* [Stated task]:
Set out every line bearing the string "Tailwind".

* [Dataset extract]:
◆ ◆ ◆ ◆ ◆ ◆ ◆

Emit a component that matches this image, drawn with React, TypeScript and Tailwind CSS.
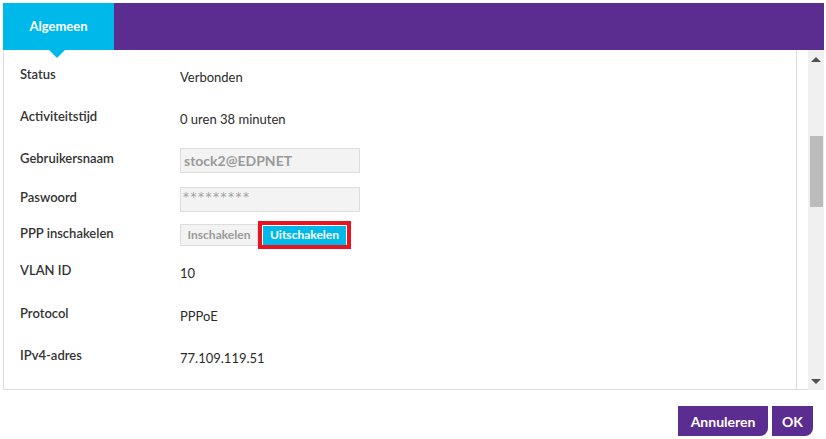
import React from "react";

const font = { fontFamily: "Lato, 'Open Sans', sans-serif" };

type Row = { label: string; h: string; value: React.ReactNode };

function TextValue({ children }: { children: React.ReactNode }) {
  return <span className="mt-[6px] text-[13px] text-[#2b2b2b]">{children}</span>;
}

export default function App() {
  const rows: Row[] = [
    { label: "Status", h: "h-[42px]", value: <TextValue>Verbonden</TextValue> },
    { label: "Activiteitstijd", h: "h-[42px]", value: <TextValue>0 uren 38 minuten</TextValue> },
    {
      label: "Gebruikersnaam",
      h: "h-[42px]",
      value: (
        <div className="mt-[3px] flex h-[25px] w-[180px] items-center border border-[#ddd] bg-[#f3f3f3] px-[3px] text-[14px] font-bold text-[#9a9a9a]">
          stock2@EDPNET
        </div>
      ),
    },
    {
      label: "Paswoord",
      h: "h-[36px]",
      value: (
        <div className="mt-[3px] flex h-[25px] w-[180px] items-start border border-[#ddd] bg-[#f3f3f3] px-[2px] pt-[2px] font-['DejaVu_Sans',sans-serif] text-[12px] leading-[14px] tracking-[1.5px] text-[#a0a0a0]">
          *********
        </div>
      ),
    },
    {
      label: "PPP inschakelen",
      h: "h-[36px]",
      value: (
        <div className="mt-[2px] flex items-center">
          <div className="flex h-[22px] w-[78px] items-center justify-center border border-[#ddd] bg-[#f3f3f3] text-[12px] font-bold text-[#9a9a9a]">
            Inschakelen
          </div>
          <div className="flex h-[28px] w-[93px] items-center justify-center border-[4px] border-[#e8141f] bg-white">
            <div className="flex h-[19px] w-[83px] items-center justify-center bg-[#00b9eb] text-[12px] font-bold text-white">
              Uitschakelen
            </div>
          </div>
        </div>
      ),
    },
    { label: "VLAN ID", h: "h-[38px]", value: <TextValue>10</TextValue> },
    { label: "Protocol", h: "h-[48px]", value: <TextValue>PPPoE</TextValue> },
    { label: "IPv4-adres", h: "h-[36px]", value: <TextValue>77.109.119.51</TextValue> },
  ];

  return (
    <div className="h-[439px] w-[826px] overflow-hidden bg-white" style={font}>
      <div className="pl-[3px] pt-[3px]">
        <div className="flex h-[47px] w-[821px] bg-[#5c2d91]">
          <div className="relative flex w-[111px] items-center justify-center bg-[#00b9eb] text-[13px] font-bold text-white">
            Algemeen
            <div className="absolute left-[46px] top-[47px] h-0 w-0 border-l-[8px] border-r-[8px] border-t-[8px] border-l-transparent border-r-transparent border-t-[#00b9eb]" />
          </div>
        </div>
        <div className="flex h-[340px]">
          <div className="w-[794px] border-b border-l border-r border-[#dcdcdc] pt-[4px]">
            {rows.map((r) => (
              <div key={r.label} className={`flex items-center ${r.h}`}>
                <div className="w-[176px] pl-[16px] text-[13px] font-semibold text-[#333]">{r.label}</div>
                {r.value}
              </div>
            ))}
          </div>
          <div className="w-[11px] border-b border-[#dcdcdc]" />
          <div className="flex w-[16px] flex-col items-center bg-[#f0f0f0]">
            <div className="mt-[7px] h-0 w-0 border-b-[5px] border-l-[5px] border-r-[5px] border-b-[#505050] border-l-transparent border-r-transparent" />
            <div className="mt-[74px] h-[71px] w-[13px] bg-[#bcbcbc]" />
            <div className="flex-1" />
            <div className="mb-[6px] h-0 w-0 border-l-[5px] border-r-[5px] border-t-[5px] border-l-transparent border-r-transparent border-t-[#505050]" />
          </div>
        </div>
        <div className="mt-[16px] flex w-[810px] justify-end gap-[4px]">
          <button className="h-[30px] w-[90px] rounded-br-[8px] bg-[#5c2d91] text-[14px] font-bold text-white">
            Annuleren
          </button>
          <button className="h-[30px] w-[41px] rounded-br-[8px] bg-[#5c2d91] text-[14px] font-bold text-white">
            OK
          </button>
        </div>
      </div>
    </div>
  );
}
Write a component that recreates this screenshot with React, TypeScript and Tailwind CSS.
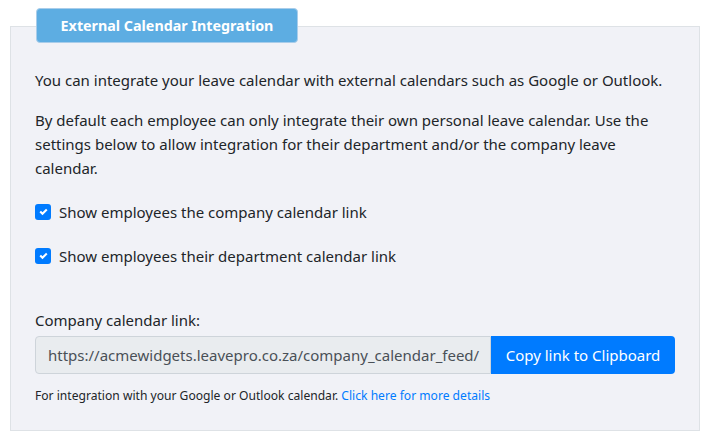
import React, { useState } from 'react';

const FONT = { fontFamily: '"Noto Sans", "Open Sans", sans-serif' };

const CheckRow: React.FC<{ label: string; checked: boolean; onToggle: () => void }> = ({ label, checked, onToggle }) => (
    <label className="flex items-center h-6 cursor-pointer" onClick={onToggle}>
        <span className={`w-4 h-4 rounded-[3px] flex items-center justify-center ${checked ? 'bg-[#007bff]' : 'bg-white border border-[#adb5bd]'}`}>
            {checked && (
                <svg width="9" height="8" viewBox="0 0 8 8">
                    <path fill="#fff" d="M6.564.75l-3.59 3.612-1.538-1.55L0 4.26l2.974 2.99L8 2.193z" />
                </svg>
            )}
        </span>
        <span className="ml-2">{label}</span>
    </label>
);

export default function App() {
    const [showCompany, setShowCompany] = useState(true);
    const [showDept, setShowDept] = useState(true);

    return (
        <div className="w-[711px] h-[443px] bg-white pt-[26px] pl-[10px] pr-[11px] text-[#212529] text-[15px] leading-6" style={FONT}>
            <div className="h-[405px] border border-[#dee2e6] bg-[#f1f2f7] px-6">
                <div className="-mt-[19px] ml-[1px] w-[262px] h-[35px] rounded-[4px] bg-[#5dade2] border border-[#a9cdea] flex items-center justify-center text-white font-bold text-[14.3px]">
                    External Calendar Integration
                </div>
                <p className="mt-[25px]">You can integrate your leave calendar with external calendars such as Google or Outlook.</p>
                <p className="mt-4">
                    By default each employee can only integrate their own personal leave calendar. Use the settings below to allow integration for their department and/or the company leave calendar.
                </p>
                <div className="mt-5 flex flex-col gap-5">
                    <CheckRow label="Show employees the company calendar link" checked={showCompany} onToggle={() => setShowCompany(!showCompany)} />
                    <CheckRow label="Show employees their department calendar link" checked={showDept} onToggle={() => setShowDept(!showDept)} />
                </div>
                <div className="mt-10">
                    <div>Company calendar link:</div>
                    <div className="mt-1 flex h-[38px]">
                        <div className="w-[456px] flex items-center px-3 bg-[#e9ecef] border border-[#ced4da] rounded-l-[4px] text-[#495057] whitespace-nowrap overflow-hidden">
                            https://acmewidgets.leavepro.co.za/company_calendar_feed/
                        </div>
                        <button className="w-[184px] bg-[#007bff] text-white rounded-r-[4px]">Copy link to Clipboard</button>
                    </div>
                    <div className="mt-[12px] text-[12.1px] leading-[19px]">
                        For integration with your Google or Outlook calendar. <a className="text-[#007bff]">Click here for more details</a>
                    </div>
                </div>
            </div>
        </div>
    );
}
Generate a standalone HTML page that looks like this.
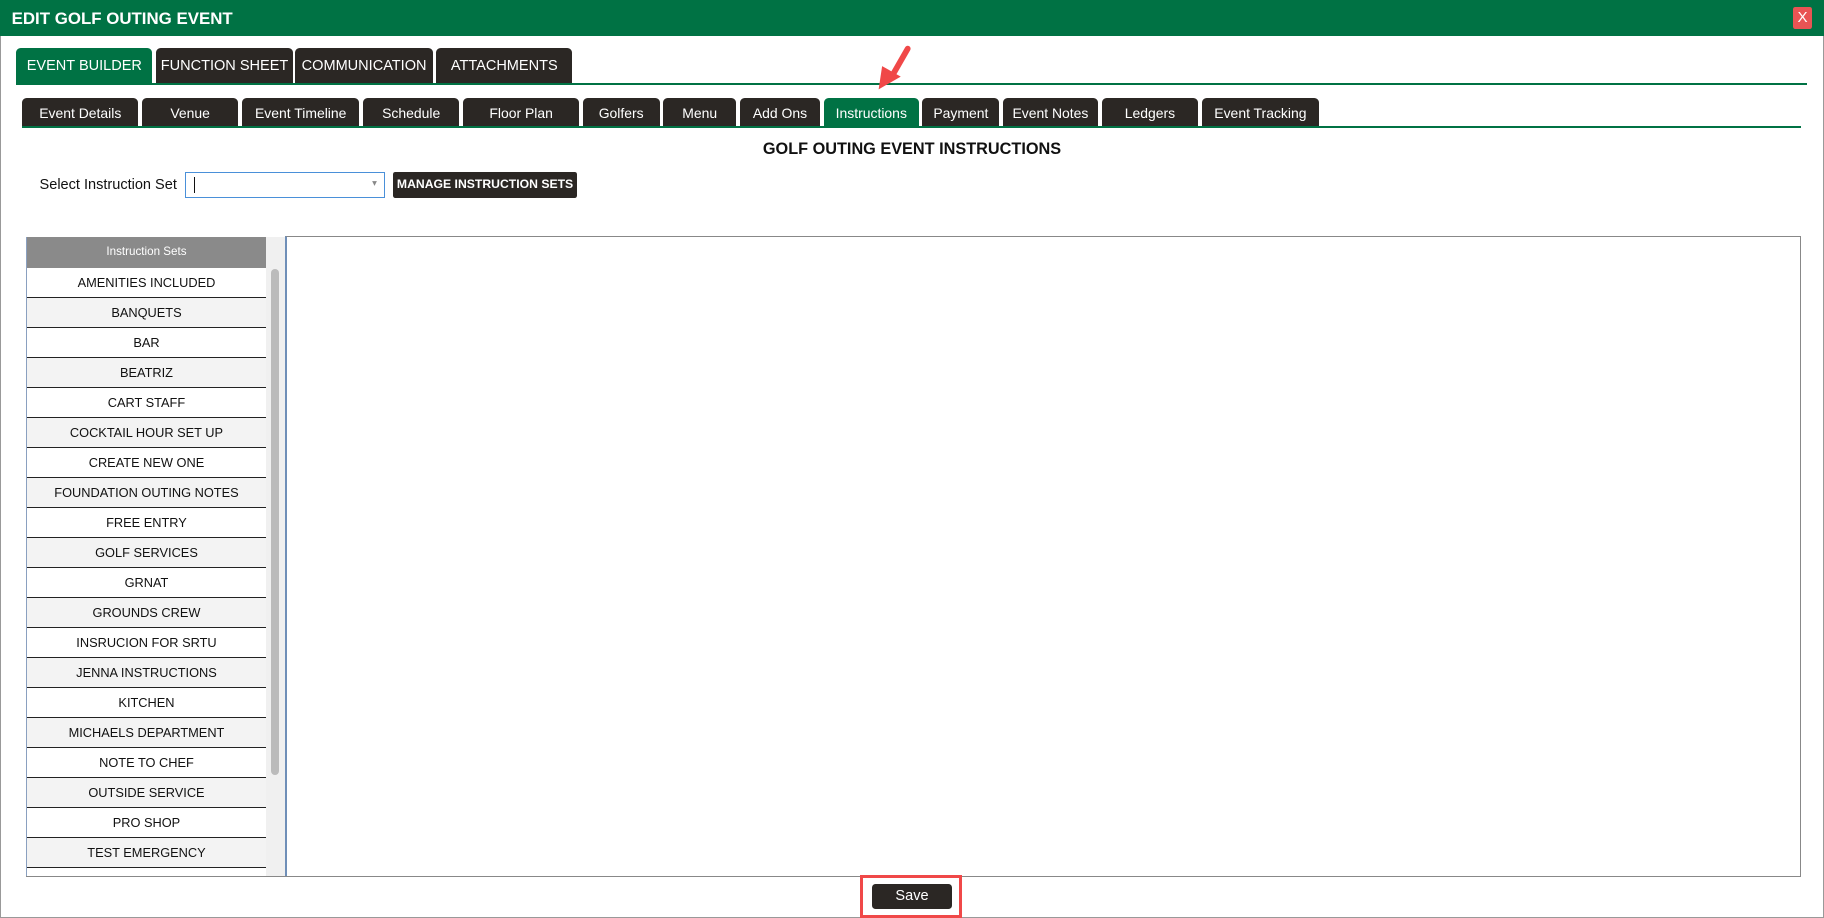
<!DOCTYPE html>
<html><head><meta charset="utf-8"><style>
html,body{margin:0;padding:0;background:#fff;overflow:hidden}
#w{zoom:1.16327;position:relative;width:1568px;height:789px;font-family:"Liberation Sans",sans-serif;}
.a{position:absolute;box-sizing:border-box}
.tab{position:absolute;box-sizing:border-box;background:#2b2724;color:#fff;border-radius:4px 4px 0 0;text-align:center;white-space:nowrap}
.mt{top:41px;height:31px;font-size:12.5px;line-height:32px}
.st{top:84px;height:25px;font-size:12px;line-height:27px}
.g{background:#007244}
.row{height:25.8px;line-height:25px;font-size:11px;text-align:center;border-bottom:1.5px solid #222;box-sizing:border-box;color:#111}
.row:nth-child(even){background:#f3f3f3}
</style></head><body><div id="w">
<div class="a" style="left:0;top:0;width:1568px;height:789px;border:1px solid #999"></div>
<div class="a" style="left:0;top:0;width:1568px;height:31px;background:#007244;color:#fff;font-weight:bold;font-size:14.5px;line-height:33px;padding-left:10px">EDIT GOLF OUTING EVENT</div>
<div class="a" style="left:1541px;top:6px;width:17px;height:19px;background:#e85454;border-radius:2px;color:#fff;font-size:13px;text-align:center;line-height:19px">X</div>

<div class="tab mt g" style="left:14px;width:117px">EVENT BUILDER</div>
<div class="tab mt" style="left:134px;width:118px">FUNCTION SHEET</div>
<div class="tab mt" style="left:254px;width:118px">COMMUNICATION</div>
<div class="tab mt" style="left:375px;width:117px">ATTACHMENTS</div>
<div class="a" style="left:14px;top:71px;width:1539px;height:2px;background:#007244"></div>

<div class="tab st" style="left:19px;width:100px">Event Details</div>
<div class="tab st" style="left:122px;width:83px">Venue</div>
<div class="tab st" style="left:208px;width:101px">Event Timeline</div>
<div class="tab st" style="left:312px;width:83px">Schedule</div>
<div class="tab st" style="left:398px;width:100px">Floor Plan</div>
<div class="tab st" style="left:501px;width:66px">Golfers</div>
<div class="tab st" style="left:570px;width:63px">Menu</div>
<div class="tab st" style="left:636px;width:69px">Add Ons</div>
<div class="tab st g" style="left:708px;width:82px">Instructions</div>
<div class="tab st" style="left:793px;width:66px">Payment</div>
<div class="tab st" style="left:862px;width:82px">Event Notes</div>
<div class="tab st" style="left:947px;width:83px">Ledgers</div>
<div class="tab st" style="left:1033px;width:101px">Event Tracking</div>
<div class="a" style="left:19px;top:108px;width:1529px;height:2px;background:#007244"></div>

<svg class="a" style="left:745px;top:38px" width="45" height="42"><path d="M35 4 L23 25" stroke="#f04848" stroke-width="5" stroke-linecap="round"/><path d="M10 39 L13 19 L29 28 Z" fill="#f04848"/></svg>

<div class="a" style="left:0;top:119px;width:1568px;text-align:center;font-weight:bold;font-size:14px;line-height:20px;color:#111">GOLF OUTING EVENT INSTRUCTIONS</div>
<div class="a" style="left:34px;top:151px;font-size:12.5px;line-height:17px;color:#111">Select Instruction Set</div>
<div class="a" style="left:159px;top:148px;width:172px;height:22px;border:1px solid #4a90d9;background:#fff"><div class="a" style="left:7px;top:3px;width:1px;height:14px;background:#111"></div><div class="a" style="left:160px;top:4px;font-size:8px;color:#888">▾</div></div>
<div class="a" style="left:338px;top:148px;width:158px;height:22px;background:#2b2724;border-radius:2px;color:#fff;font-weight:bold;font-size:10.5px;line-height:22px;text-align:center">MANAGE INSTRUCTION SETS</div>

<div class="a" style="left:22px;top:204px;width:207px;height:550px;border-left:1px solid #8aa0c0;overflow:hidden">
<div style="height:26px;background:#8a8a8a;color:#fff;font-size:10px;line-height:26px;text-align:center">Instruction Sets</div>
<div>
<div class="row">AMENITIES INCLUDED</div><div class="row">BANQUETS</div><div class="row">BAR</div><div class="row">BEATRIZ</div><div class="row">CART STAFF</div><div class="row">COCKTAIL HOUR SET UP</div><div class="row">CREATE NEW ONE</div><div class="row">FOUNDATION OUTING NOTES</div><div class="row">FREE ENTRY</div><div class="row">GOLF SERVICES</div><div class="row">GRNAT</div><div class="row">GROUNDS CREW</div><div class="row">INSRUCION FOR SRTU</div><div class="row">JENNA INSTRUCTIONS</div><div class="row">KITCHEN</div><div class="row">MICHAELS DEPARTMENT</div><div class="row">NOTE TO CHEF</div><div class="row">OUTSIDE SERVICE</div><div class="row">PRO SHOP</div><div class="row">TEST EMERGENCY</div><div class="row"></div>
</div></div>
<div class="a" style="left:229px;top:204px;width:16px;height:550px;background:#f0f0f0"><div class="a" style="left:4px;top:27px;width:7px;height:435px;background:#bbb;border-radius:4px"></div></div>
<div class="a" style="left:245px;top:203px;width:1303px;height:551px;border:1px solid #888;border-left:2px solid #6f8fb8"></div>
<div class="a" style="left:22px;top:753px;width:1526px;height:1px;background:#888"></div>

<div class="a" style="left:739px;top:752px;width:88px;height:37px;border:3px solid #f04848"></div>
<div class="a" style="left:750px;top:760px;width:68px;height:21px;background:#2b2724;border-radius:3px;color:#fff;font-size:12.5px;line-height:21px;text-align:center">Save</div>
</div></body></html>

◆ ◆ ◆ ◆ ◆ ◆ ◆

* [Exercise solution]:
Emit a component that matches this image, drawn with React, TypeScript and Tailwind CSS.
Write a component that recreates this screenshot with React, TypeScript and Tailwind CSS.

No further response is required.